I must say that after laboring for twenty-five years or so in this business on relatively low-key
projects, it was a dream come true to have the opportunity of working with a site such as we had at Black Mesa. A site like that has a way of making everyone look good. But I can say this, in hindsight, I would not have wanted to touch that property without having had that 25 years under my belt already! I think it really is true that you have to ‘pay your dues’ in this profession- at least it is for me. You have to make a lot of mistakes to learn this art, but your mistakes are not on a canvas that you can wad up and throw away if it doesn’t come out right! And this land was too precious to make any blunders with – hopefully we did right by it! It at least has been nice to see folks having some fun out there, and that is really what
it’s all about in the end.

2. Has the profession changed much in that time?

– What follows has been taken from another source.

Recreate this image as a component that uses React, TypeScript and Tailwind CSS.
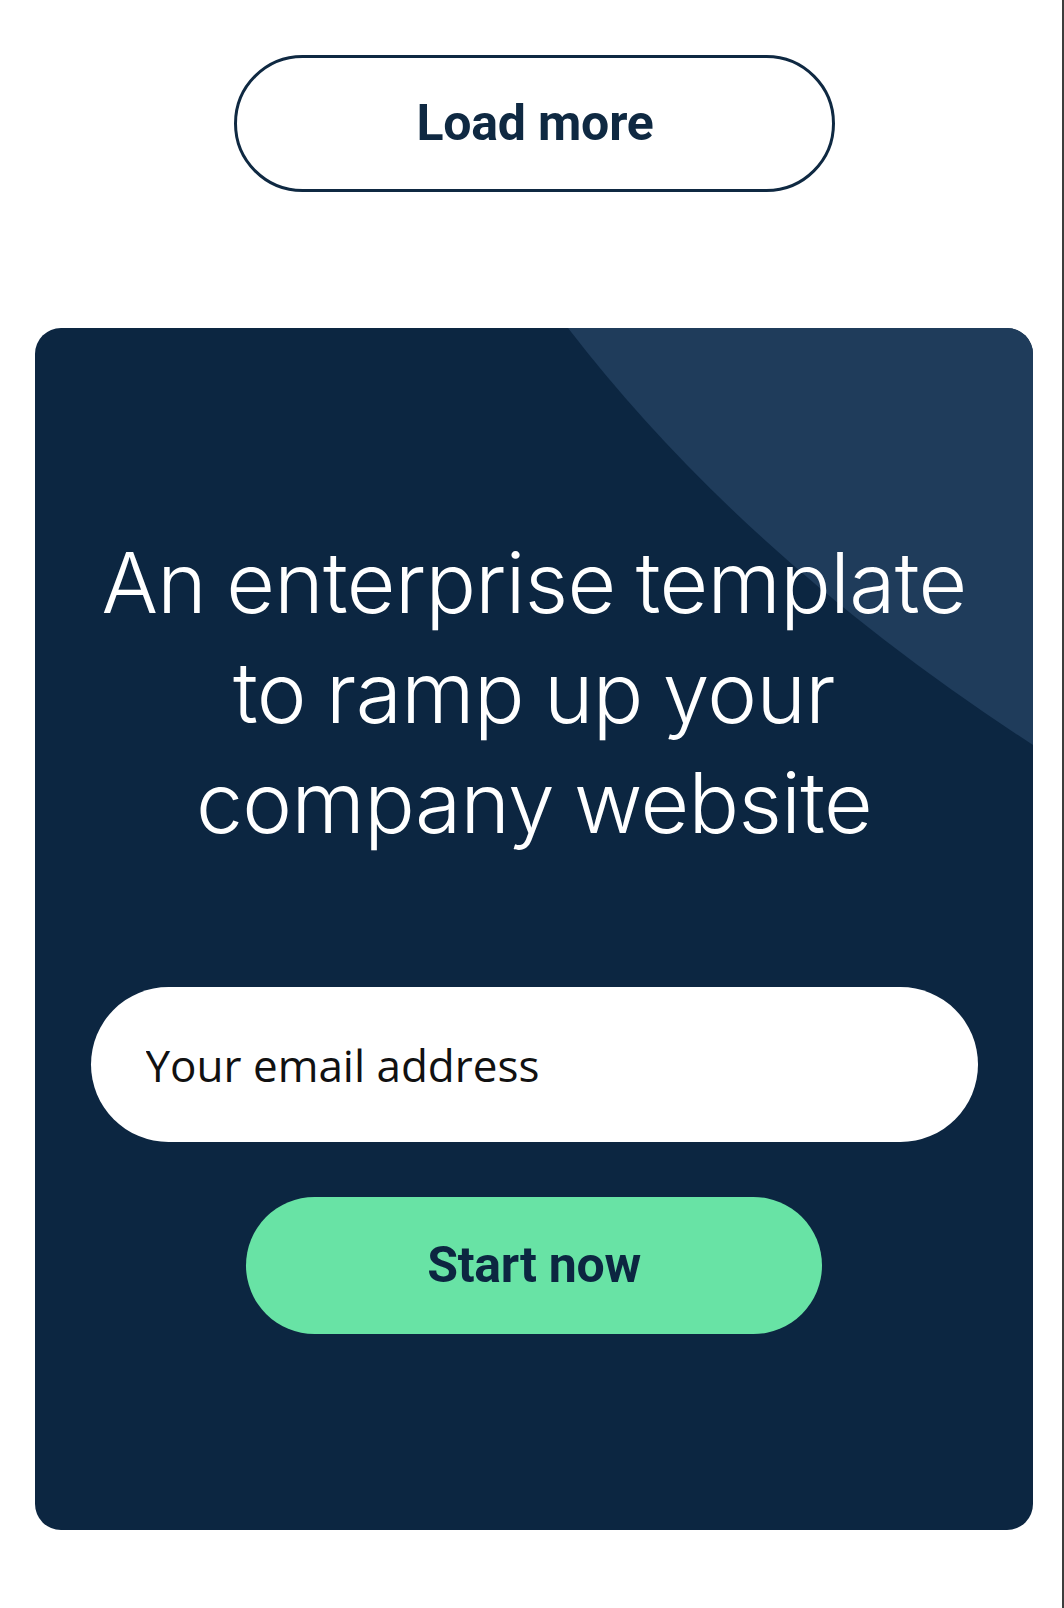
import React from "react";

export default function App() {
  return (
    <div className="flex w-[1064px] min-h-[1608px] bg-white">
      <div className="flex-1 flex flex-col pl-[35px] pr-[29px]">
        <div className="pt-[55px] flex justify-center">
          <button
            className="w-[601px] h-[137px] rounded-full border-[3px] border-[#0f2942] bg-white flex items-center justify-center pl-[2px] text-[50px] font-bold text-[#0f2942] tracking-[-0.2px]"
            style={{ fontFamily: "Roboto, 'Liberation Sans', sans-serif" }}
          >
            Load more
          </button>
        </div>

        <div className="relative mt-[136px] w-[998px] h-[1202px] rounded-[26px] overflow-hidden bg-[#0c2641]">
          <svg
            className="absolute inset-0"
            width="998"
            height="1202"
            viewBox="0 0 998 1202"
            aria-hidden="true"
          >
            <path d="M 533 0 Q 710 230 998 417 L 998 0 Z" fill="#1f3c5b" />
          </svg>

          <div className="relative flex flex-col items-center pt-[200px] pb-[196px] px-[40px]">
            <h1
              className="text-white text-center text-[84px] leading-[110px] font-[350] tracking-[-0.6px] [word-spacing:-3px]"
              style={{ fontFamily: "Inter, 'Noto Sans', sans-serif" }}
            >
              An enterprise template
              <br />
              to ramp up your
              <br />
              company website
            </h1>

            <div className="mt-[129px] w-[887px] h-[155px] rounded-full bg-white flex items-center pl-[55px]">
              <input
                type="email"
                placeholder="Your email address"
                className="w-full bg-transparent outline-none text-[44px] text-[#111] placeholder:text-[#111]"
                style={{ fontFamily: "'Open Sans', 'Noto Sans', sans-serif" }}
              />
            </div>

            <button
              className="mt-[55px] w-[576px] h-[137px] rounded-full bg-[#68e3a5] flex items-center justify-center text-[50px] font-bold text-[#0c2641] tracking-[-0.3px]"
              style={{ fontFamily: "Roboto, 'Liberation Sans', sans-serif" }}
            >
              Start now
            </button>
          </div>
        </div>
      </div>
      <div className="w-[2px] bg-[#3d3d3d]" />
    </div>
  );
}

Oh yes, quite a bit. At the time I came into the business, looking back on it, golf course architecture was in a time of major transition. Pete Dye had just really become established, and his ‘revolutionary’ design style was really shaking things up. Also at that time, Nicklaus and Palmer were becoming established as the first mega-star pros to open their own design operations. All of this brought a lot of new attention to both the art and the business of golf couse design. When I was in school and in my early years in the profession, there were very few books written on the subject. Now, you practically need a room addition to hold all the books and magazines that are available out there on the topic.

The general technology revolution that has affected everything else certainly has had an impact on golf course architecture. I came along before there was any computer aided design taught in college, and really no work with PC’s at all. We have been rather slow to integrate extensive computer graphics into our work, though we are doing a lot more of it now. Somehow, the feel of the pencil, pen and ink is hard to abandon after so much time. But interacting with other design team members is really where it becomes critical to have these digital abilities in your office.

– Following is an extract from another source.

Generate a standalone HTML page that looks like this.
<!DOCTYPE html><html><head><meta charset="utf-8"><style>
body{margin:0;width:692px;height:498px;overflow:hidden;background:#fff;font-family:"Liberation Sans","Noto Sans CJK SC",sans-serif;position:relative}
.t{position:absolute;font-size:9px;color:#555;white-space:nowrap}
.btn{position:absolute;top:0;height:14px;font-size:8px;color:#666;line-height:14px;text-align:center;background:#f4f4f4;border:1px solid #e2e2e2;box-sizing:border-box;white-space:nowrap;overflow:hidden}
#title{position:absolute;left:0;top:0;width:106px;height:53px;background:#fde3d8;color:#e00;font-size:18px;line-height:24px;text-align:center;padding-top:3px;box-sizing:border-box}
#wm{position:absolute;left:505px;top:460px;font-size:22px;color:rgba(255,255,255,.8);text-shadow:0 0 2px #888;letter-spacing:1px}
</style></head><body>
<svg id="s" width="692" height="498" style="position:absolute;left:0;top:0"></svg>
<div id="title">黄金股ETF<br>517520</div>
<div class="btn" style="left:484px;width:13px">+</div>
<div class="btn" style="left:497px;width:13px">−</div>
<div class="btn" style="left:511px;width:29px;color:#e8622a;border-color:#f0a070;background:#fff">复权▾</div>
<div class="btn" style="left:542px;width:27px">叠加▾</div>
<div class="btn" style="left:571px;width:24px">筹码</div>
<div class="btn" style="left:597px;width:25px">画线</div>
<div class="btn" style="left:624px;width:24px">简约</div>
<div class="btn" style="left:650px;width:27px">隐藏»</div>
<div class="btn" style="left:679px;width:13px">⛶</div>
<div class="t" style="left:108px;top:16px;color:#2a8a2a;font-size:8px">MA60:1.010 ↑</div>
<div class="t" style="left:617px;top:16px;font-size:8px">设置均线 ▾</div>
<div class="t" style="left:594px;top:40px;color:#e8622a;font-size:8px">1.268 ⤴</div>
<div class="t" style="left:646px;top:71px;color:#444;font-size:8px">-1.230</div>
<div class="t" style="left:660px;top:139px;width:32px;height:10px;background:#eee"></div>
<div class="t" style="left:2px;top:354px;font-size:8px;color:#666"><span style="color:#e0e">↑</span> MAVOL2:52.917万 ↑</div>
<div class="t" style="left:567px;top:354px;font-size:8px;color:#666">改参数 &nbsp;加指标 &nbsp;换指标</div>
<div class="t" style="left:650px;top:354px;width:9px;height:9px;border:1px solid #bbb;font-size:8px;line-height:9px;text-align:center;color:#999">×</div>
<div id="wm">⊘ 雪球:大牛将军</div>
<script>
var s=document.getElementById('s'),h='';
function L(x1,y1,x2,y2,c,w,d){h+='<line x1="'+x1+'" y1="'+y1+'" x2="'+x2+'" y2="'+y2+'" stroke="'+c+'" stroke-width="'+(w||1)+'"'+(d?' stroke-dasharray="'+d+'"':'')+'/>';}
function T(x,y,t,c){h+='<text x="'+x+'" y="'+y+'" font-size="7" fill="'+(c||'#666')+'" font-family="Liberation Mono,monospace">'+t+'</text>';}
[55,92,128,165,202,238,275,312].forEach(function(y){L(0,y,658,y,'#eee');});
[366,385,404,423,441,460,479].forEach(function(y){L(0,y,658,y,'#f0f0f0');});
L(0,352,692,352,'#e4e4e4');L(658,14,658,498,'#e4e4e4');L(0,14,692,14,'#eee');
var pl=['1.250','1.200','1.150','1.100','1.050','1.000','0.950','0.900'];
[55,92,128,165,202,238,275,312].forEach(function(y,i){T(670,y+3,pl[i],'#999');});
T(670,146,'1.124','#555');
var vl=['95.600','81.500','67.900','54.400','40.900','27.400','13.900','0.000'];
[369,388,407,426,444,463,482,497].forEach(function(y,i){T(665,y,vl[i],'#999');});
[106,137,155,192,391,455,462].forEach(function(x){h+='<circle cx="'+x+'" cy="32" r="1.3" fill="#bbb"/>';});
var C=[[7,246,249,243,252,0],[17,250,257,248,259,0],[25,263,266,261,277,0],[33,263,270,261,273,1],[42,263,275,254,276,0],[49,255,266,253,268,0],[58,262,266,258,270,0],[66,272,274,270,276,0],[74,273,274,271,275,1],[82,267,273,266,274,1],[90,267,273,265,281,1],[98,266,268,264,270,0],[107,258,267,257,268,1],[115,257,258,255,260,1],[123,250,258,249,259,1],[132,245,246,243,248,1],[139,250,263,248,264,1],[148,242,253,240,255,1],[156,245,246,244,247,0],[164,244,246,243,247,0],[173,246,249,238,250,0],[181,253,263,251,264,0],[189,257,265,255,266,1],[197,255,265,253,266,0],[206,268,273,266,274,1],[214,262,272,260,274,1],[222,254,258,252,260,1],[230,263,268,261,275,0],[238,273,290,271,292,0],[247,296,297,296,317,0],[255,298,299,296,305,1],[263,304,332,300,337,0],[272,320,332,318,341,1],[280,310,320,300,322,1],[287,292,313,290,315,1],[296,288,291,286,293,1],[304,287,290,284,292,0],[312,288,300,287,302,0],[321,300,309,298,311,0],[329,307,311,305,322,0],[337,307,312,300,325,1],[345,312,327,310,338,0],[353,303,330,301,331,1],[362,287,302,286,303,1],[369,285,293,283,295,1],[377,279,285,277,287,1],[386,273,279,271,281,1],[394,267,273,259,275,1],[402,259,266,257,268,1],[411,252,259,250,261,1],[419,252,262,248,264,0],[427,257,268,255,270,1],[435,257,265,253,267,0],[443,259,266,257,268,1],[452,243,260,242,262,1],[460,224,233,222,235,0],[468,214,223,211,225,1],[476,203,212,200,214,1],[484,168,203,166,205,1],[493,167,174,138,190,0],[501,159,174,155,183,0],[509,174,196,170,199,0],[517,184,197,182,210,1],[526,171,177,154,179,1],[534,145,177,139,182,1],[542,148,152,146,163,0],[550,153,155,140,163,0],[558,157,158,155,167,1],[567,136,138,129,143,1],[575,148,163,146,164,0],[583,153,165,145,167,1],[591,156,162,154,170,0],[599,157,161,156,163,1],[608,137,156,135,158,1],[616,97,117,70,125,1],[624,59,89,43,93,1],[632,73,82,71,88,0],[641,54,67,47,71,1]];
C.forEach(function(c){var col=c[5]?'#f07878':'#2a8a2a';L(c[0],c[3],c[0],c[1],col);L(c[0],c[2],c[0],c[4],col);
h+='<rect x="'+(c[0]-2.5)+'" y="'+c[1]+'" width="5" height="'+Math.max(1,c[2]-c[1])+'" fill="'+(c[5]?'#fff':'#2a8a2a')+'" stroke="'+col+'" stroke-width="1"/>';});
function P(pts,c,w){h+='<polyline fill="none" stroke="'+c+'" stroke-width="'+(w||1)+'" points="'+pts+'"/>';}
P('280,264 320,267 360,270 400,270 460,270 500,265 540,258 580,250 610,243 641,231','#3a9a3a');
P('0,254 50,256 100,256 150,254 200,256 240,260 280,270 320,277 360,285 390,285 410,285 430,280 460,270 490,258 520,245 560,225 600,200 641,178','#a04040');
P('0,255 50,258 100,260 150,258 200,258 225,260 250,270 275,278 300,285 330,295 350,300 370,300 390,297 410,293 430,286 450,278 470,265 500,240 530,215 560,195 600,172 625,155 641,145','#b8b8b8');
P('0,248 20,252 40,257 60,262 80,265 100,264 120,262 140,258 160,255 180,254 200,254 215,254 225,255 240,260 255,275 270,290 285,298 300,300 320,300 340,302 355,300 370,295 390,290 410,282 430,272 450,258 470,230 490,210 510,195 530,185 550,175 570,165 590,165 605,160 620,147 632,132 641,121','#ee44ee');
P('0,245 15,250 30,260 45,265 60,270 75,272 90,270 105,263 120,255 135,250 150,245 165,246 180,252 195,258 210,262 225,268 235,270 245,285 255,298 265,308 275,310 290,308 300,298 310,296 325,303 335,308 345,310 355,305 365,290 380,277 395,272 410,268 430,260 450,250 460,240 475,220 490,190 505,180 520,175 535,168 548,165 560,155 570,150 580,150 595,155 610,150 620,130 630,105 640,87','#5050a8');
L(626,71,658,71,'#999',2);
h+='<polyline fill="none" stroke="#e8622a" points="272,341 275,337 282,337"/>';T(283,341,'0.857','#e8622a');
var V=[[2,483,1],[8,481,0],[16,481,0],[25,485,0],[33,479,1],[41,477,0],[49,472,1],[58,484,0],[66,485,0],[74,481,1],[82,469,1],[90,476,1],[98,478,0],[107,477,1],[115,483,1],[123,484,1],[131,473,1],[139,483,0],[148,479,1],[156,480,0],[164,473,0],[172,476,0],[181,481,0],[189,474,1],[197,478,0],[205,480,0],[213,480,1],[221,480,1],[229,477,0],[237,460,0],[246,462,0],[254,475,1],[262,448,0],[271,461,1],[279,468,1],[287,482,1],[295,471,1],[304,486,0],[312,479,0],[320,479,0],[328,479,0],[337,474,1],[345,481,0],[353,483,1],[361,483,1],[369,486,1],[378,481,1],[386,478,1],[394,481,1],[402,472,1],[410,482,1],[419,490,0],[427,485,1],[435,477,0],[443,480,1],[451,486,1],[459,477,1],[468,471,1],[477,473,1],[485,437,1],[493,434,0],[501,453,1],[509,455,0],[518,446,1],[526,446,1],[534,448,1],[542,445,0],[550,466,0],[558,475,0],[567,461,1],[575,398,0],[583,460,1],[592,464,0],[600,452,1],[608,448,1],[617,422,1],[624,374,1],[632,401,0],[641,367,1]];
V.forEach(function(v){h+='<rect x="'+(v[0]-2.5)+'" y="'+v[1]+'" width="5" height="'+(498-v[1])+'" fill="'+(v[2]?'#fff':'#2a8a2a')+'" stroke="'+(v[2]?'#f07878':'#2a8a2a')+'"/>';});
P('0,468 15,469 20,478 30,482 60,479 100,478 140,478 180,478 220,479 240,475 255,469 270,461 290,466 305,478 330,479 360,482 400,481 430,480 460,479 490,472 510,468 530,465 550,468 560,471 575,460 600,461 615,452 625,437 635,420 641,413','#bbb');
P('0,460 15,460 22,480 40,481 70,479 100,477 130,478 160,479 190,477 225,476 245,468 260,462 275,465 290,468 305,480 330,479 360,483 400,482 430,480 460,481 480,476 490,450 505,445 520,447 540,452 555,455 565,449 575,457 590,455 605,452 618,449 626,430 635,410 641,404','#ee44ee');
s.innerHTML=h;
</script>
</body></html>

Of course, one of the major changes has been the massive increase in environmental, cultural, and other permitting issues that affect the cost & feasibility of development. While making the design process more cumbersome, I think this has actually resulted in much more creative and interesting golf courses where natural landforms and vegetation are preserved rather than bulldozed and turned into manicured turf areas.

I sense that we are entering into another transition phase in the business at this time. There are a number of designers who are really getting back to incorporating more strategic and natural elements in their designs. There is definitely a much higher awareness of classical and historic architecture thanks in large part to the aforementioned books, and to sites such as this, which are certainly very educational for me. For so many years, tragically, course renovations were done with little (or more often zero) regard to the preservation of classical design features. New construction had become just an exercise in getting through bureaucratic tangles and hopefully ending up with a photo or two in Golf Digest. I think that as both architects and the golfing public become more educated and appreciative of the merits of studying the past masters and their courses, and that is knit together with updated technology and shot values for today’s equipment, I can’t help but feel that that combination will lead to a lot of very exciting new work in the years to come.

3. Has your view on architecture evolved over time? If so, how?

There is just so much out there to learn, it takes time to do that. And as you learn, and are exposed to great courses that you haven’t before experienced, your taste and appreciation of various styles changes. It is not that unusual for the process of designing, building, and growing in a golf course to take three or four years or longer, with all the permitting and financing delays that are now common. So your views on architecture more often than not, change from the time you first sign a contract to the time the course is open for play, if you’re continuing to study and learn and experience other things. I can’t think of a project that by the time it was ready to play, that I didn’t have five or six or twelve things that I wish we could do over a little differently. So I would say that yes, it is a constant process of evolution

4. What were your impressions when you first walked the property that became Black Mesa Golf Course?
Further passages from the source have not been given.